I have to tell you one horrifying thing I just saw on
my way here. I'm standing in the front of the boat; I
only have to go six or seven stops to go from my
apartment to this square where I write email. The
ENTIRE time, fifteen minutes of so, there's a guy
standing next to me wearing a racing baseball cap and
a Yellowstone tee-shirt, talking to his buddy. Their
wives are in the front of the boat, videotaping. Every
once in a while, they yell, "You getting it all, hon?"
And then they go back (I'm not exaggerating) to
reading the map, trying to figure out where the
bus-boat will stop next, and how they should try to
find an express boat for the ride back. They looked up
exactly once while I stood next to them to confirm
that yes, we were pulling up at Rialto. They were
leaning on the railing! On a boat, passing the most
beautiful, moving, romantic and painfully glorious
architecture in the world, and they weren't looking!
Of course, they'd have the video later. I wanted to
rip the maps out of their hands and toss them in the
canal. The dispatcher-controlling part of me wanted to
tell them where to get off (yep) and which boat to
find to get them outta town quickly. But I kept my
mouth shut and my withering stare fixed on the sunset.

This is when I knew I wasn't feeling totally all the
way well.....

But even off, I want to be here.
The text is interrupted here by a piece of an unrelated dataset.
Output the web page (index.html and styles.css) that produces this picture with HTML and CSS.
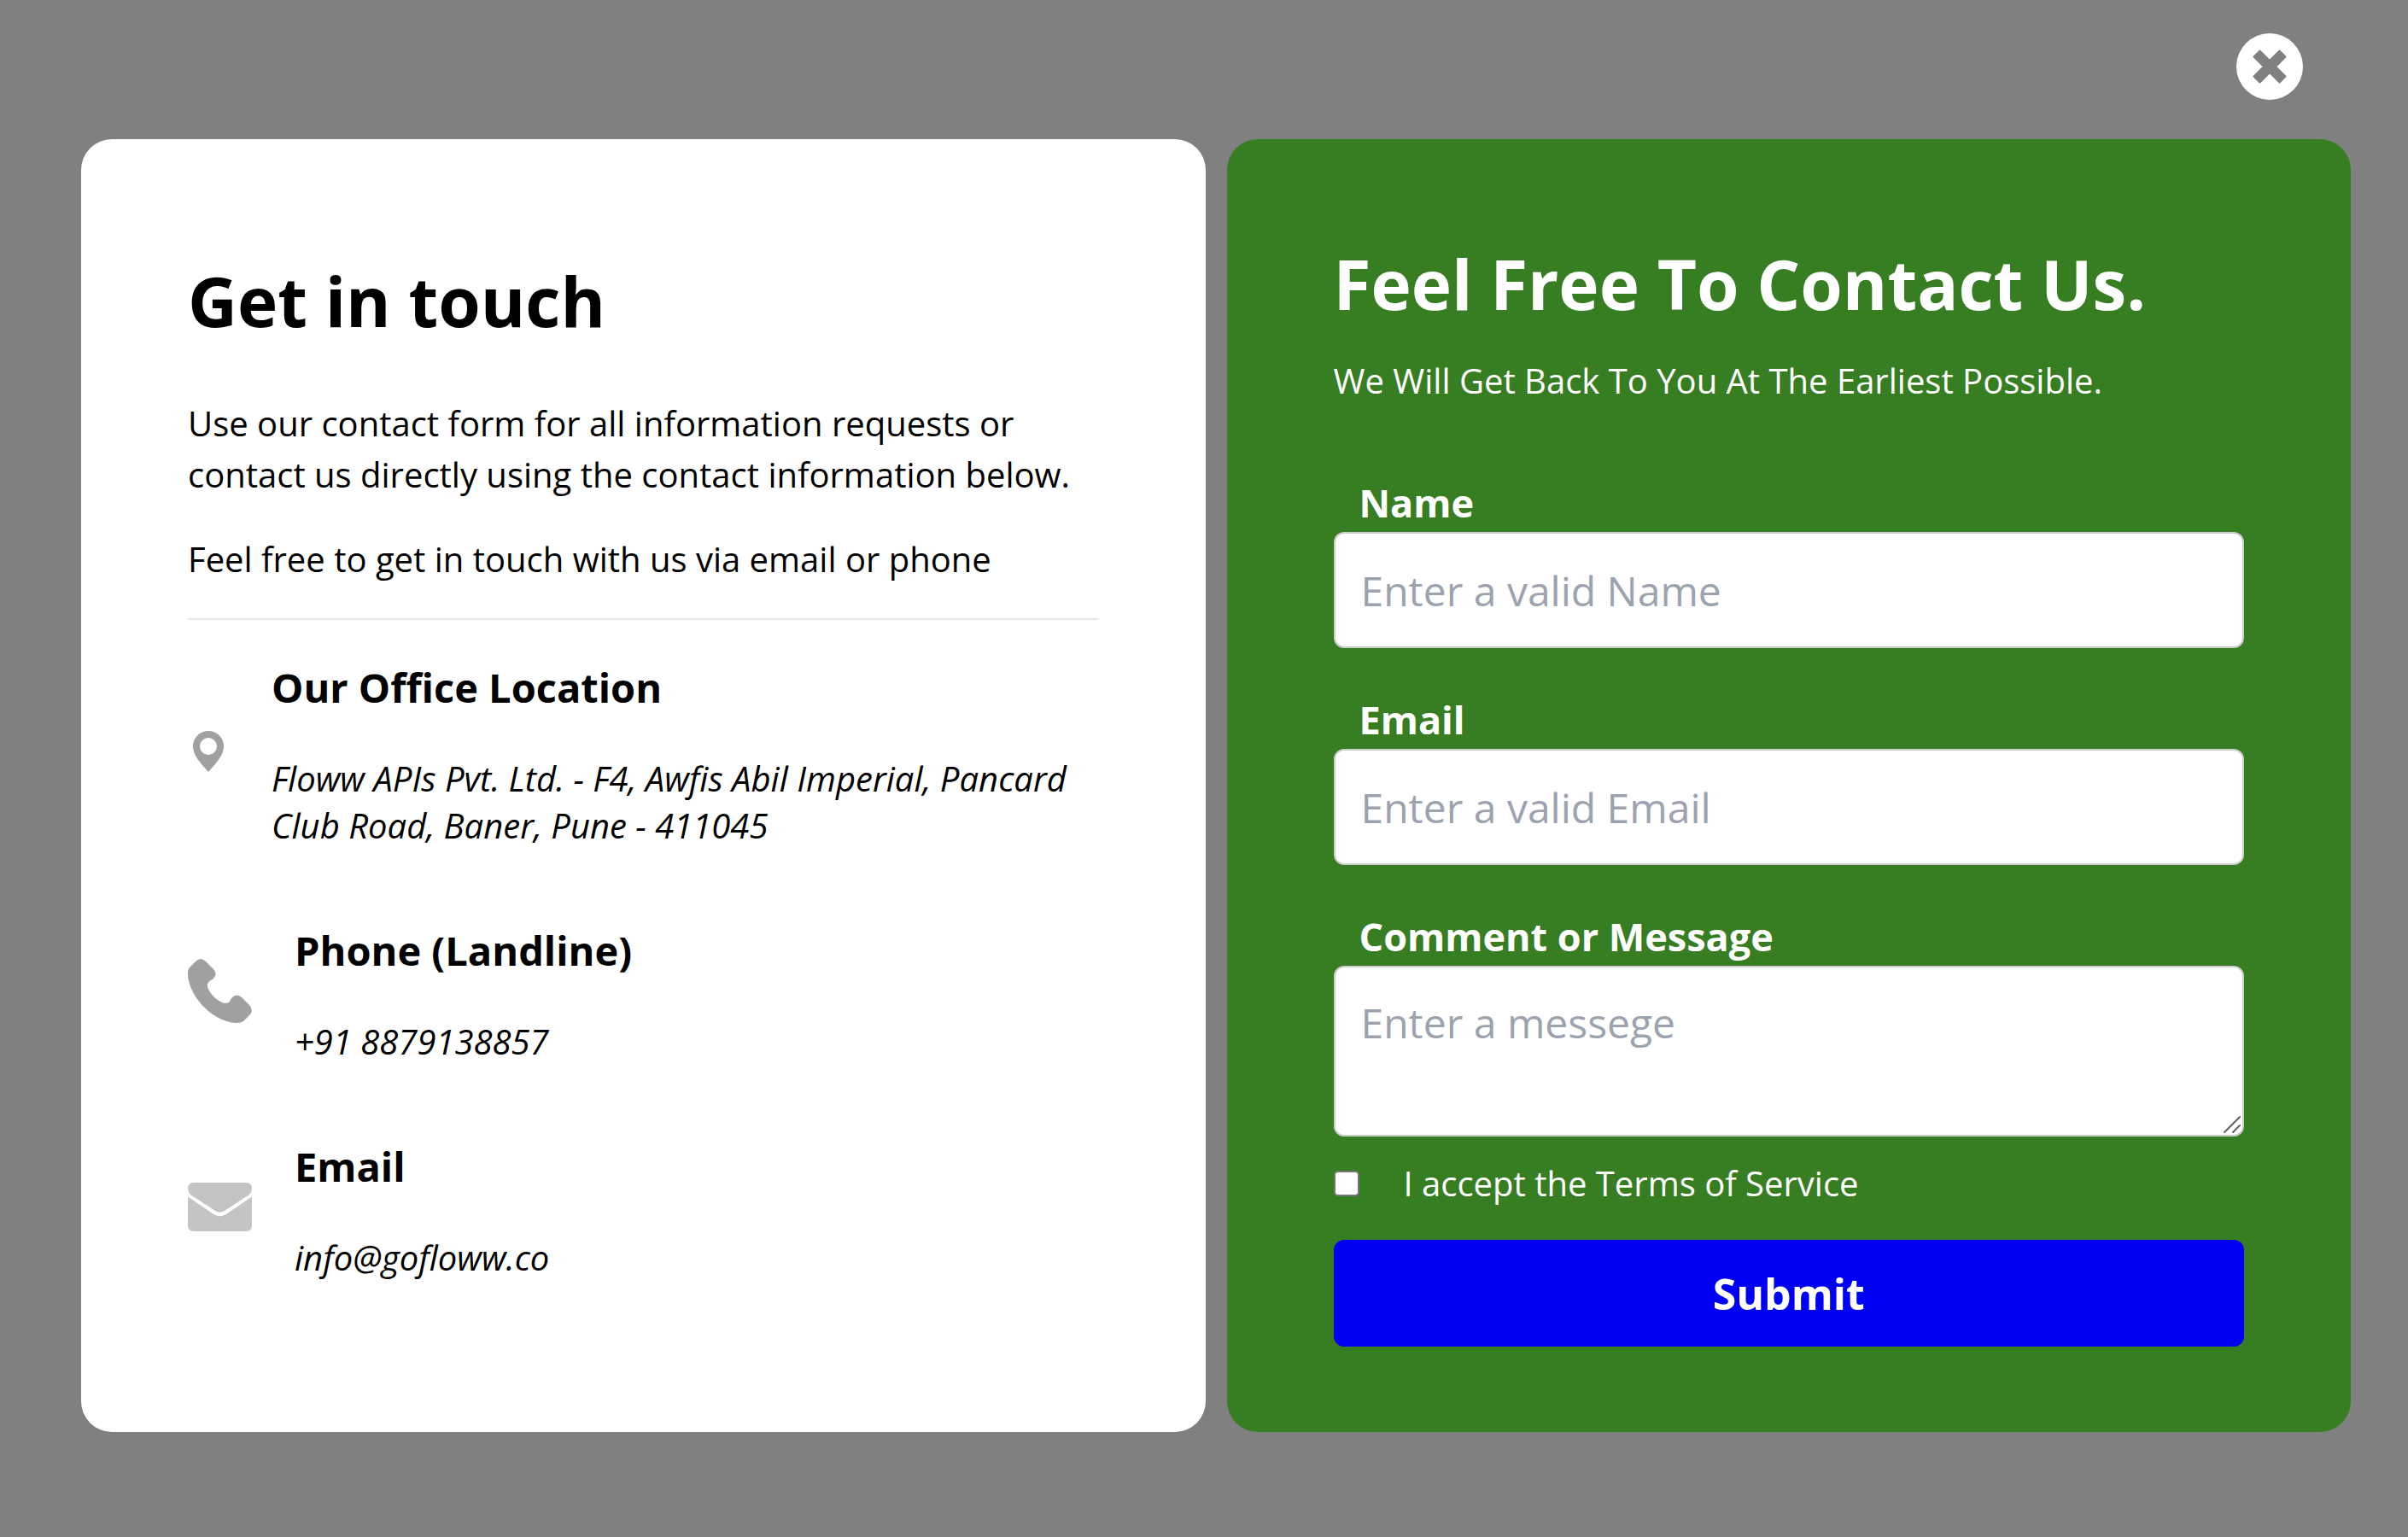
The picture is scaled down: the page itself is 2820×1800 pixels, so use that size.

I want to wander back
home now and ease my shoes off and knit a little while
watching Italian MTV and then get in bed and read read
read till my eyes drop heavy.

And more of less tomorrow.

amore,
Rachael.

032603
Buena sera mi amici,

I just took a picture of this place, 'cause you've
gotta see it. I'm seated next to some little boys, no
more than twelve at the most. They're wearing headsets
to play their war games on-line, and all are very busy
answering their non-stop cell phone calls. "Pronto! Di
me!"

Okay, that was funny, one just said, "Spettati,
spetTAti...." I'm waiting, I'm WAITing.... He was so
irritated with his little partners that he almost let
go of the leash of his silly-looking white dog who
desperately wants to be petted by someone, anyone.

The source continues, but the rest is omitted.